Several of Clinton’s surrogates said they do not agree that Sanders has pushed her to the left, and they insist that there’s no position she’s staked out that will hurt her during the general election.

“I think everything that she’s proposed will be seen rightly as squarely in the mainstream as what Americans think are the big problems, and that includes reining in Wall Street. It includes getting big money out of politics,” said David Brock, founder of the pro-Clinton Correct the Record PAC.

Clinton has also hugged Obama tightly in the primary, painting Sanders as a critic of the president. Obama remains extremely popular with Democrats, so embracing his policies should also help in a general election.

“I think her alignment with the president is in keeping with most Democrats’ alignment, and she’s certainly not going to put at risk her base,” said Connecticut Gov.

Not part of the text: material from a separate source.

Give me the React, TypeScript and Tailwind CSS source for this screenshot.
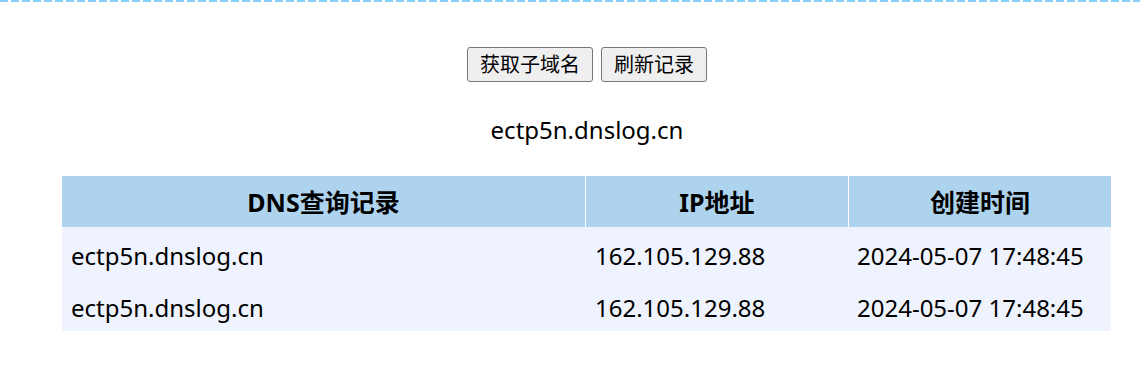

Dan Malloy, a Clinton supporter. “I don’t think she’s been caused to move as far left as some people might assume.”

“Every poll that I’ve seen, position by position, her position has been the majority position,” Malloy said. “So why should she change that?”

Perhaps more important, a single, populist-fueled primary season is not enough to erase the Clintons’ brand as center-left Democrats. One of the reasons the “SNL” skit is funny is that no one actually believes in the “radical” Hillary in the ad.

“You could still categorize her as center-left. She’s in the center, always. She always has been,” Riley said.